### Problem description
Omit all images, then return the remaining material exactly as it stands.

==*==

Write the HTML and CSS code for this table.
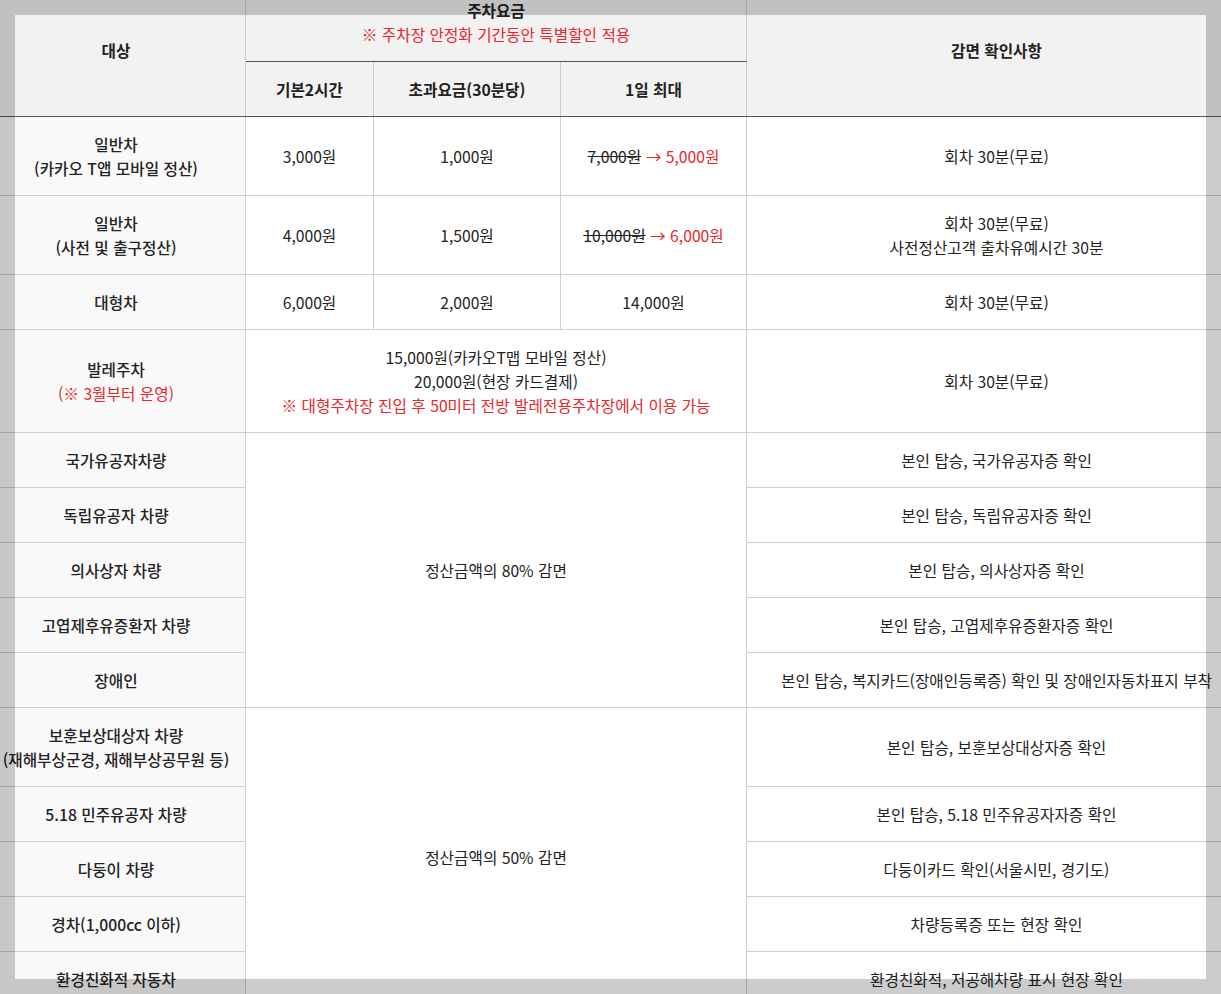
FILE: index.html
```html
<!DOCTYPE html>
<html lang="ko">
<head>
<meta charset="utf-8">
<title>주차요금</title>
<link rel="stylesheet" href="styles.css">
</head>
<body>
<div class="wrap">
<table class="fee">
<colgroup>
<col class="c1"><col class="c2"><col class="c3"><col class="c4"><col class="c5">
</colgroup>
<thead>
<tr>
<th rowspan="2" class="hd-end">대상</th>
<th colspan="3" class="hd-group">주차요금<br><span class="red normal">※ 주차장 안정화 기간동안 특별할인 적용</span></th>
<th rowspan="2" class="hd-end">감면 확인사항</th>
</tr>
<tr>
<th class="hd-end">기본2시간</th>
<th class="hd-end">초과요금(30분당)</th>
<th class="hd-end">1일 최대</th>
</tr>
</thead>
<tbody>
<tr>
<th>일반차<br>(카카오 T앱 모바일 정산)</th>
<td>3,000원</td>
<td>1,000원</td>
<td><s>7,000원</s> <span class="red">→ 5,000원</span></td>
<td>회차 30분(무료)</td>
</tr>
<tr>
<th>일반차<br>(사전 및 출구정산)</th>
<td>4,000원</td>
<td>1,500원</td>
<td><s>10,000원</s> <span class="red">→ 6,000원</span></td>
<td>회차 30분(무료)<br>사전정산고객 출차유예시간 30분</td>
</tr>
<tr>
<th>대형차</th>
<td>6,000원</td>
<td>2,000원</td>
<td>14,000원</td>
<td>회차 30분(무료)</td>
</tr>
<tr>
<th>발레주차<br><span class="red normal">(※ 3월부터 운영)</span></th>
<td colspan="3">15,000원(카카오T맵 모바일 정산)<br>20,000원(현장 카드결제)<br><span class="red">※ 대형주차장 진입 후 50미터 전방 발레전용주차장에서 이용 가능</span></td>
<td>회차 30분(무료)</td>
</tr>
<tr>
<th>국가유공자차량</th>
<td colspan="3" rowspan="5">정산금액의 80% 감면</td>
<td>본인 탑승, 국가유공자증 확인</td>
</tr>
<tr>
<th>독립유공자 차량</th>
<td>본인 탑승, 독립유공자증 확인</td>
</tr>
<tr>
<th>의사상자 차량</th>
<td>본인 탑승, 의사상자증 확인</td>
</tr>
<tr>
<th>고엽제후유증환자 차량</th>
<td>본인 탑승, 고엽제후유증환자증 확인</td>
</tr>
<tr>
<th>장애인</th>
<td>본인 탑승, 복지카드(장애인등록증) 확인 및 장애인자동차표지 부착</td>
</tr>
<tr>
<th>보훈보상대상자 차량<br>(재해부상군경, 재해부상공무원 등)</th>
<td colspan="3" rowspan="5">정산금액의 50% 감면</td>
<td>본인 탑승, 보훈보상대상자증 확인</td>
</tr>
<tr>
<th>5.18 민주유공자 차량</th>
<td>본인 탑승, 5.18 민주유공자자증 확인</td>
</tr>
<tr>
<th>다둥이 차량</th>
<td>다둥이카드 확인(서울시민, 경기도)</td>
</tr>
<tr>
<th>경차(1,000cc 이하)</th>
<td>차량등록증 또는 현장 확인</td>
</tr>
<tr>
<th>환경친화적 자동차</th>
<td>환경친화적, 저공해차량 표시 현장 확인</td>
</tr>
</tbody>
</table>
</div>
<div class="frame"></div>
</body>
</html>
```

FILE: styles.css
```css
html, body {
  margin: 0;
  padding: 0;
  overflow: hidden;
  background: #fff;
}
body {
  font-family: "Noto Sans CJK KR", "Noto Sans", sans-serif;
  font-size: 15.7px;
  color: #222;
}
.wrap {
  margin: -18px 0 0 -14px;
  width: 1260px;
}
.fee {
  border-collapse: collapse;
  table-layout: fixed;
  width: 1260px;
}
.c1 { width: 259px; }
.c2 { width: 128px; }
.c3 { width: 187px; }
.c4 { width: 186px; }
.c5 { width: 500px; }
.fee th,
.fee td {
  padding: 16px 0 14px;
  height: 24px;
  line-height: 24px;
  text-align: center;
  vertical-align: middle;
  border: 1px solid #cfcfcf;
  white-space: nowrap;
}
.fee thead th {
  background: #f2f2f2;
  font-weight: 700;
}
.fee thead .hd-group,
.fee thead .hd-end {
  border-bottom: 1px solid #555;
}
.fee tbody th {
  background: #f9f9f9;
  font-weight: 500;
}
.fee tbody td {
  background: #fff;
  font-weight: 400;
}
.red { color: #e8262c; }
.normal { font-weight: 400; }
s { text-decoration: line-through; }
.frame {
  position: fixed;
  inset: 0;
  border: 15px solid rgba(0, 0, 0, 0.2);
  pointer-events: none;
}
```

==*==

### Task result
Write the HTML and CSS code for this table.
FILE: index.html
```html
<!DOCTYPE html>
<html lang="ko">
<head>
<meta charset="utf-8">
<title>주차요금</title>
<link rel="stylesheet" href="styles.css">
</head>
<body>
<div class="wrap">
<table class="fee">
<colgroup>
<col class="c1"><col class="c2"><col class="c3"><col class="c4"><col class="c5">
</colgroup>
<thead>
<tr>
<th rowspan="2" class="hd-end">대상</th>
<th colspan="3" class="hd-group">주차요금<br><span class="red normal">※ 주차장 안정화 기간동안 특별할인 적용</span></th>
<th rowspan="2" class="hd-end">감면 확인사항</th>
</tr>
<tr>
<th class="hd-end">기본2시간</th>
<th class="hd-end">초과요금(30분당)</th>
<th class="hd-end">1일 최대</th>
</tr>
</thead>
<tbody>
<tr>
<th>일반차<br>(카카오 T앱 모바일 정산)</th>
<td>3,000원</td>
<td>1,000원</td>
<td><s>7,000원</s> <span class="red">→ 5,000원</span></td>
<td>회차 30분(무료)</td>
</tr>
<tr>
<th>일반차<br>(사전 및 출구정산)</th>
<td>4,000원</td>
<td>1,500원</td>
<td><s>10,000원</s> <span class="red">→ 6,000원</span></td>
<td>회차 30분(무료)<br>사전정산고객 출차유예시간 30분</td>
</tr>
<tr>
<th>대형차</th>
<td>6,000원</td>
<td>2,000원</td>
<td>14,000원</td>
<td>회차 30분(무료)</td>
</tr>
<tr>
<th>발레주차<br><span class="red normal">(※ 3월부터 운영)</span></th>
<td colspan="3">15,000원(카카오T맵 모바일 정산)<br>20,000원(현장 카드결제)<br><span class="red">※ 대형주차장 진입 후 50미터 전방 발레전용주차장에서 이용 가능</span></td>
<td>회차 30분(무료)</td>
</tr>
<tr>
<th>국가유공자차량</th>
<td colspan="3" rowspan="5">정산금액의 80% 감면</td>
<td>본인 탑승, 국가유공자증 확인</td>
</tr>
<tr>
<th>독립유공자 차량</th>
<td>본인 탑승, 독립유공자증 확인</td>
</tr>
<tr>
<th>의사상자 차량</th>
<td>본인 탑승, 의사상자증 확인</td>
</tr>
<tr>
<th>고엽제후유증환자 차량</th>
<td>본인 탑승, 고엽제후유증환자증 확인</td>
</tr>
<tr>
<th>장애인</th>
<td>본인 탑승, 복지카드(장애인등록증) 확인 및 장애인자동차표지 부착</td>
</tr>
<tr>
<th>보훈보상대상자 차량<br>(재해부상군경, 재해부상공무원 등)</th>
<td colspan="3" rowspan="5">정산금액의 50% 감면</td>
<td>본인 탑승, 보훈보상대상자증 확인</td>
</tr>
<tr>
<th>5.18 민주유공자 차량</th>
<td>본인 탑승, 5.18 민주유공자자증 확인</td>
</tr>
<tr>
<th>다둥이 차량</th>
<td>다둥이카드 확인(서울시민, 경기도)</td>
</tr>
<tr>
<th>경차(1,000cc 이하)</th>
<td>차량등록증 또는 현장 확인</td>
</tr>
<tr>
<th>환경친화적 자동차</th>
<td>환경친화적, 저공해차량 표시 현장 확인</td>
</tr>
</tbody>
</table>
</div>
<div class="frame"></div>
</body>
</html>
```

FILE: styles.css
```css
html, body {
  margin: 0;
  padding: 0;
  overflow: hidden;
  background: #fff;
}
body {
  font-family: "Noto Sans CJK KR", "Noto Sans", sans-serif;
  font-size: 15.7px;
  color: #222;
}
.wrap {
  margin: -18px 0 0 -14px;
  width: 1260px;
}
.fee {
  border-collapse: collapse;
  table-layout: fixed;
  width: 1260px;
}
.c1 { width: 259px; }
.c2 { width: 128px; }
.c3 { width: 187px; }
.c4 { width: 186px; }
.c5 { width: 500px; }
.fee th,
.fee td {
  padding: 16px 0 14px;
  height: 24px;
  line-height: 24px;
  text-align: center;
  vertical-align: middle;
  border: 1px solid #cfcfcf;
  white-space: nowrap;
}
.fee thead th {
  background: #f2f2f2;
  font-weight: 700;
}
.fee thead .hd-group,
.fee thead .hd-end {
  border-bottom: 1px solid #555;
}
.fee tbody th {
  background: #f9f9f9;
  font-weight: 500;
}
.fee tbody td {
  background: #fff;
  font-weight: 400;
}
.red { color: #e8262c; }
.normal { font-weight: 400; }
s { text-decoration: line-through; }
.frame {
  position: fixed;
  inset: 0;
  border: 15px solid rgba(0, 0, 0, 0.2);
  pointer-events: none;
}
```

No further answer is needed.